*Objective*:
Every line below should be copied exactly; drop the pictures.

*Collected material*:
________

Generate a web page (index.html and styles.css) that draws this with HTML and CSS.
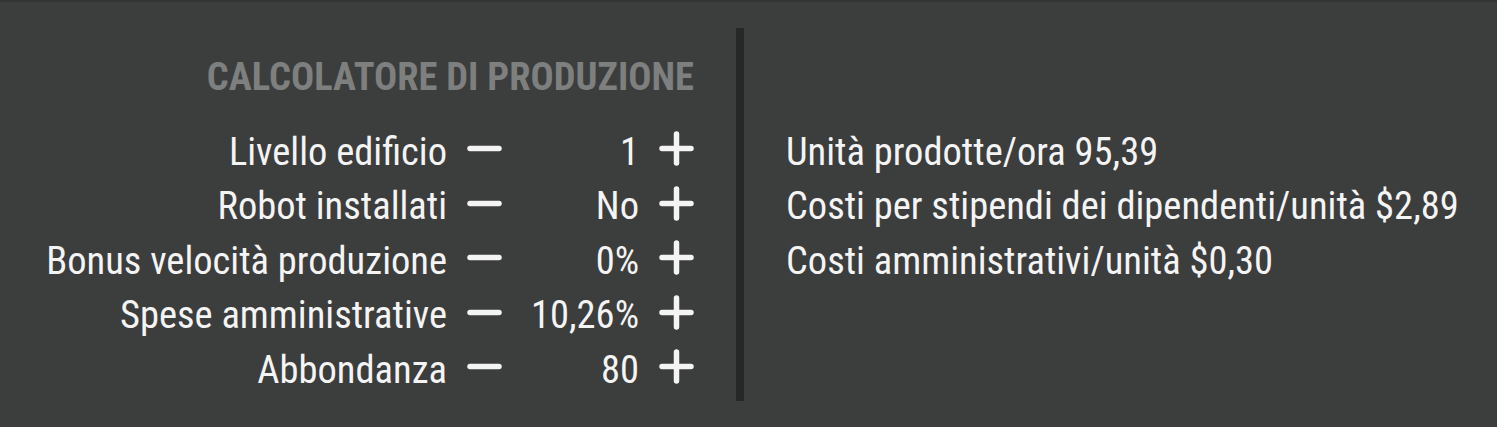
FILE: index.html
```html
<!DOCTYPE html>
<html lang="it">
<head>
  <meta charset="UTF-8" />
  <title>Calcolatore di produzione</title>
  <meta name="viewport" content="width=device-width, initial-scale=1.0" />
  <link rel="stylesheet" href="styles.css">
</head>
<body>
  <div id="calc">
    <div class="inputs">
      <h1>CALCOLATORE DI PRODUZIONE</h1>
      <div class="rows">
        <span class="label">Livello edificio</span>
        <button class="step" aria-label="meno"><svg viewBox="0 0 35 35"><path d="M3 17.5h29"/></svg></button>
        <span class="value">1</span>
        <button class="step" aria-label="più"><svg viewBox="0 0 35 35"><path d="M3 17.5h29M17.5 3v29"/></svg></button>

        <span class="label">Robot installati</span>
        <button class="step" aria-label="meno"><svg viewBox="0 0 35 35"><path d="M3 17.5h29"/></svg></button>
        <span class="value">No</span>
        <button class="step" aria-label="più"><svg viewBox="0 0 35 35"><path d="M3 17.5h29M17.5 3v29"/></svg></button>

        <span class="label">Bonus velocità produzione</span>
        <button class="step" aria-label="meno"><svg viewBox="0 0 35 35"><path d="M3 17.5h29"/></svg></button>
        <span class="value">0%</span>
        <button class="step" aria-label="più"><svg viewBox="0 0 35 35"><path d="M3 17.5h29M17.5 3v29"/></svg></button>

        <span class="label">Spese amministrative</span>
        <button class="step" aria-label="meno"><svg viewBox="0 0 35 35"><path d="M3 17.5h29"/></svg></button>
        <span class="value">10,26%</span>
        <button class="step" aria-label="più"><svg viewBox="0 0 35 35"><path d="M3 17.5h29M17.5 3v29"/></svg></button>

        <span class="label">Abbondanza</span>
        <button class="step" aria-label="meno"><svg viewBox="0 0 35 35"><path d="M3 17.5h29"/></svg></button>
        <span class="value">80</span>
        <button class="step" aria-label="più"><svg viewBox="0 0 35 35"><path d="M3 17.5h29M17.5 3v29"/></svg></button>
      </div>
    </div>

    <div class="divider"></div>

    <div class="results">
      <div>Unità prodotte/ora 95,39</div>
      <div>Costi per stipendi dei dipendenti/unità $2,89</div>
      <div>Costi amministrativi/unità $0,30</div>
    </div>
  </div>
</body>
</html>
```
FILE: styles.css
```css
html, body {
  margin: 0;
  padding: 0;
  height: 100%;
}

body {
  background: #3c3d3d;
  border-top: 2px solid #333434;
  box-sizing: border-box;
  font-family: "Roboto Condensed", Roboto, sans-serif;
  font-size: 38.5px;
  line-height: 54.5px;
  color: #f4f4f4;
  overflow: hidden;
}

#calc {
  display: flex;
  padding-top: 26px;
  gap: 42px;
}

.inputs {
  width: 694px;
  display: flex;
  flex-direction: column;
  align-items: flex-end;
  padding: 22px 0 4px;
}

h1 {
  margin: 0 0 20px;
  font-size: 38.5px;
  font-weight: bold;
  line-height: 54.5px;
  color: #7e7f7f;
}

.rows {
  display: grid;
  grid-template-columns: auto 35px 117px 35px;
  column-gap: 20px;
  align-items: center;
}

.label,
.value {
  text-align: right;
}

.step {
  display: block;
  width: 35px;
  height: 35px;
  padding: 0;
  margin-bottom: 6px;
  border: 0;
  background: none;
  cursor: pointer;
}

.step svg {
  display: block;
  width: 35px;
  height: 35px;
  fill: none;
  stroke: #f4f4f4;
  stroke-width: 5.5;
  stroke-linecap: round;
}

.divider {
  width: 8px;
  background: #262727;
}

/* lines up with the first three input rows */
.results {
  padding-top: 96.5px;
}
```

________

*Exercise result*:
Generate a web page (index.html and styles.css) that draws this with HTML and CSS.
FILE: index.html
```html
<!DOCTYPE html>
<html lang="it">
<head>
  <meta charset="UTF-8" />
  <title>Calcolatore di produzione</title>
  <meta name="viewport" content="width=device-width, initial-scale=1.0" />
  <link rel="stylesheet" href="styles.css">
</head>
<body>
  <div id="calc">
    <div class="inputs">
      <h1>CALCOLATORE DI PRODUZIONE</h1>
      <div class="rows">
        <span class="label">Livello edificio</span>
        <button class="step" aria-label="meno"><svg viewBox="0 0 35 35"><path d="M3 17.5h29"/></svg></button>
        <span class="value">1</span>
        <button class="step" aria-label="più"><svg viewBox="0 0 35 35"><path d="M3 17.5h29M17.5 3v29"/></svg></button>

        <span class="label">Robot installati</span>
        <button class="step" aria-label="meno"><svg viewBox="0 0 35 35"><path d="M3 17.5h29"/></svg></button>
        <span class="value">No</span>
        <button class="step" aria-label="più"><svg viewBox="0 0 35 35"><path d="M3 17.5h29M17.5 3v29"/></svg></button>

        <span class="label">Bonus velocità produzione</span>
        <button class="step" aria-label="meno"><svg viewBox="0 0 35 35"><path d="M3 17.5h29"/></svg></button>
        <span class="value">0%</span>
        <button class="step" aria-label="più"><svg viewBox="0 0 35 35"><path d="M3 17.5h29M17.5 3v29"/></svg></button>

        <span class="label">Spese amministrative</span>
        <button class="step" aria-label="meno"><svg viewBox="0 0 35 35"><path d="M3 17.5h29"/></svg></button>
        <span class="value">10,26%</span>
        <button class="step" aria-label="più"><svg viewBox="0 0 35 35"><path d="M3 17.5h29M17.5 3v29"/></svg></button>

        <span class="label">Abbondanza</span>
        <button class="step" aria-label="meno"><svg viewBox="0 0 35 35"><path d="M3 17.5h29"/></svg></button>
        <span class="value">80</span>
        <button class="step" aria-label="più"><svg viewBox="0 0 35 35"><path d="M3 17.5h29M17.5 3v29"/></svg></button>
      </div>
    </div>

    <div class="divider"></div>

    <div class="results">
      <div>Unità prodotte/ora 95,39</div>
      <div>Costi per stipendi dei dipendenti/unità $2,89</div>
      <div>Costi amministrativi/unità $0,30</div>
    </div>
  </div>
</body>
</html>
```
FILE: styles.css
```css
html, body {
  margin: 0;
  padding: 0;
  height: 100%;
}

body {
  background: #3c3d3d;
  border-top: 2px solid #333434;
  box-sizing: border-box;
  font-family: "Roboto Condensed", Roboto, sans-serif;
  font-size: 38.5px;
  line-height: 54.5px;
  color: #f4f4f4;
  overflow: hidden;
}

#calc {
  display: flex;
  padding-top: 26px;
  gap: 42px;
}

.inputs {
  width: 694px;
  display: flex;
  flex-direction: column;
  align-items: flex-end;
  padding: 22px 0 4px;
}

h1 {
  margin: 0 0 20px;
  font-size: 38.5px;
  font-weight: bold;
  line-height: 54.5px;
  color: #7e7f7f;
}

.rows {
  display: grid;
  grid-template-columns: auto 35px 117px 35px;
  column-gap: 20px;
  align-items: center;
}

.label,
.value {
  text-align: right;
}

.step {
  display: block;
  width: 35px;
  height: 35px;
  padding: 0;
  margin-bottom: 6px;
  border: 0;
  background: none;
  cursor: pointer;
}

.step svg {
  display: block;
  width: 35px;
  height: 35px;
  fill: none;
  stroke: #f4f4f4;
  stroke-width: 5.5;
  stroke-linecap: round;
}

.divider {
  width: 8px;
  background: #262727;
}

/* lines up with the first three input rows */
.results {
  padding-top: 96.5px;
}
```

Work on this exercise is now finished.